**Requirements**. Examine each line of the data. Copy those that contain the string "components".

**Raw data**.
start
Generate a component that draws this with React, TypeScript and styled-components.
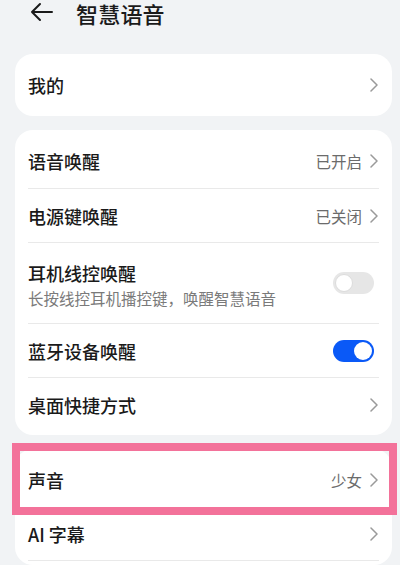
import React from "react";
import styled, { createGlobalStyle } from "styled-components";

const GlobalStyle = createGlobalStyle`
  html, body {
    margin: 0;
    padding: 0;
    background: #f1f3f5;
  }
  body {
    font-family: "Noto Sans CJK SC", "Noto Sans", "Liberation Sans", sans-serif;
    color: #191919;
  }
`;

const Page = styled.div`
  width: 400px;
  height: 565px;
  overflow: hidden;
  box-sizing: border-box;
  padding: 0 8px 0 15px;
  display: flex;
  flex-direction: column;
  gap: 14px;
`;

const Header = styled.div`
  height: 26px;
  margin-bottom: 15px;
  display: flex;
  align-items: center;
  gap: 21px;
  padding-left: 14px;
`;

const BackButton = styled.div`
  width: 26px;
  height: 26px;
  display: flex;
  align-items: center;
  justify-content: center;
  margin-top: -2px;
`;

const Title = styled.h1`
  margin: 0;
  font-size: 22px;
  line-height: 24px;
  font-weight: 500;
  color: #1a1a1a;
  letter-spacing: 0.2px;
`;

const Card = styled.div`
  background: #ffffff;
  border-radius: 18px;
  padding: 4px 0;
  display: flex;
  flex-direction: column;
`;

const Row = styled.div<{ $tall?: boolean; $last?: boolean }>`
  position: relative;
  box-sizing: border-box;
  min-height: ${(p) => (p.$tall ? 81 : 54)}px;
  margin: 0 13px;
  display: flex;
  align-items: center;
  justify-content: space-between;
  border-bottom: ${(p) => (p.$last ? "1px solid #e9e9e9" : "none")};
  & + & {
    border-top: 1px solid #e9e9e9;
  }
`;

const TextBlock = styled.div`
  display: flex;
  flex-direction: column;
  gap: 3px;
  padding-top: 2px;
`;

const Label = styled.div`
  font-size: 18px;
  font-weight: 500;
  line-height: 24px;
  color: #1a1a1a;
`;

const Sub = styled.div`
  font-size: 15.5px;
  line-height: 20px;
  color: #7a7a7a;
`;

const Right = styled.div`
  display: flex;
  align-items: center;
  gap: 8px;
  margin-right: 1px;
`;

const Value = styled.span`
  font-size: 15.5px;
  color: #6b6b6b;
`;

const Track = styled.div<{ $on: boolean }>`
  width: 41px;
  height: 22px;
  border-radius: 11px;
  box-sizing: border-box;
  background: ${(p) => (p.$on ? "#0a59f7" : "#e6e6e6")};
  margin-right: 5px;
  display: flex;
  align-items: center;
  justify-content: ${(p) => (p.$on ? "flex-end" : "flex-start")};
  padding: 0 2px;
`;

const Knob = styled.div<{ $on: boolean }>`
  width: 18px;
  height: 18px;
  border-radius: 50%;
  background: #ffffff;
  box-sizing: border-box;
  border: ${(p) => (p.$on ? "none" : "1px solid #dcdcdc")};
`;

const Highlight = styled.div`
  position: absolute;
  z-index: 2;
  top: -10px;
  bottom: -8px;
  left: -16px;
  right: -18px;
  border: 8px solid #f3729a;
  pointer-events: none;
`;

const Chevron = () => (
  <svg width="8" height="14" viewBox="0 0 8 14" fill="none">
    <path d="M1 1l6 6-6 6" stroke="#9a9a9a" strokeWidth="1.5" strokeLinecap="round" strokeLinejoin="round" />
  </svg>
);

const BackArrow = () => (
  <svg width="24" height="20" viewBox="0 0 24 20" fill="none">
    <path d="M22 10H2M10 2L2 10l8 8" stroke="#1a1a1a" strokeWidth="2" strokeLinecap="round" strokeLinejoin="round" />
  </svg>
);

const Toggle = ({ on }: { on: boolean }) => (
  <Track $on={on}>
    <Knob $on={on} />
  </Track>
);

interface NavRowProps {
  label: string;
  value?: string;
  highlight?: boolean;
  last?: boolean;
}

const NavRow = ({ label, value, highlight, last }: NavRowProps) => (
  <Row $last={last}>
    <Label>{label}</Label>
    <Right>
      {value && <Value>{value}</Value>}
      <Chevron />
    </Right>
    {highlight && <Highlight />}
  </Row>
);

const App = () => {
  return (
    <>
      <GlobalStyle />
      <Page>
        <Header>
          <BackButton>
            <BackArrow />
          </BackButton>
          <Title>智慧语音</Title>
        </Header>
        <Card>
          <NavRow label="我的" />
        </Card>
        <Card>
          <NavRow label="语音唤醒" value="已开启" />
          <NavRow label="电源键唤醒" value="已关闭" />
          <Row $tall>
            <TextBlock>
              <Label>耳机线控唤醒</Label>
              <Sub>长按线控耳机播控键，唤醒智慧语音</Sub>
            </TextBlock>
            <Toggle on={false} />
          </Row>
          <Row>
            <Label>蓝牙设备唤醒</Label>
            <Toggle on={true} />
          </Row>
          <NavRow label="桌面快捷方式" />
        </Card>
        <Card>
          <NavRow label="声音" value="少女" highlight />
          <NavRow label="AI 字幕" last />
        </Card>
      </Page>
    </>
  );
};

export default App;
end
**Solution to the exercise**.
Generate a component that draws this with React, TypeScript and styled-components.
import styled, { createGlobalStyle } from "styled-components";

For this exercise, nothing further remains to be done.